ピアノだけじゃない、フランスの駅の遊び方。
フランス国内やヨーロッパを旅する時、列車はとても便利です。
路線はどこまでもつながっていて、駅のスクリーンに次から次へと表示される様々な行き先を眺めているだけで、あ〜ここは大陸だな〜としみじみ。そんな長距離高速列車(TGV)、乗っているときはもちろん、駅にだっていろんな楽しみが潜んでいるのです。
エクス・アン・プロヴァンスのTGV駅は、街の中心地から18kmほど離れていて、荒野のど真ん中という雰囲気の場所にあります。パリのGare de Lyonを東京駅、マルセイユのSaint-Charlesを新大阪駅に例えるならば、エクスのそれは、新神戸駅って感じの地味具合です。

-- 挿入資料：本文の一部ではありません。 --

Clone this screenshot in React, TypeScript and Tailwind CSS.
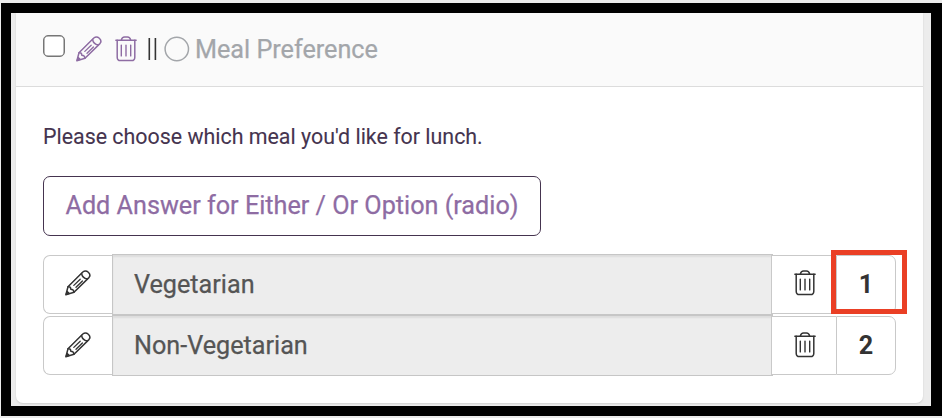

駅の中に入っている店は、雑誌やサンドイッチ、お菓子などを売るコンビニ的な店のほかに、カフェはPAULのみ。駅に早く着きすぎたな、なんて時は、とりあえずPAULでクロワッサンとホットチョコレートを手にいれて、お腹を満たしましょう。
そうしているうちに、どこからか聞こえてくるのが、ピアノの音。フランス国鉄の主要駅には、誰でも自由に弾けるピアノが設置されています。
この日は、自分で楽譜を持ち込んでピアノを弾くお兄さんに出合いました。プロ級の演奏が聴ける日もあれば、子どもたちが連弾を披露している日もあったりして、自然に人が集まるスポットです。
ピアノの演奏を聴きながら、快適なソファと電源が完備された待合スペースに腰を下ろして、読書っていうのもなかなかオツです。手持ちの本がない、なんて時もご心配なく。ここには、「読み物」を発行してくれる機械があるのです。


1分、3分、5分のボタンは、発行される作品を読むのにかかる目安時間を表しています。1分のボタンを押すと、レシートのような紙に、詩が印刷されて出てきました。5分のボタンを押すと、ものすごい長い紙が延々と出て来るのでご注意を。(私のフランス語力だと、こりゃ読むのに5時間はかかりますな。)
この「Distributeurs d'Histoires Courtes」と呼ばれる機械、Short Éditionというグルノーブルのスタートアップ企業の発案なのですが、その中には100,000本以上の小説や詩が登録されています。古典やベストセラーの本の一節でも入っているのか、と思いきやそうではなく、どれもこのサービスの為に書かれ寄稿された作品。審査を経て認められれば、誰でも作家として作品を披露できるのです。この機械、フランス国内だけでなく、英語圏では「ショートストーリーディスペンサー」として、カフェや大学構内に導入されているそう。
それでもまだ時間あるわ〜暇やわ〜なんて時は、テラスに出て、サント・ヴィクトワール山を眺めてみてください。写真撮影用にフレームも設置されています。
あとは、駅ナカのなにかとハイテクな機械と遊んでみたり。腰掛けると上から音楽を流してくれる椅子もありますよ。
以上、TGVの駅のちょっと楽しい暇つぶし方法をお届けしました。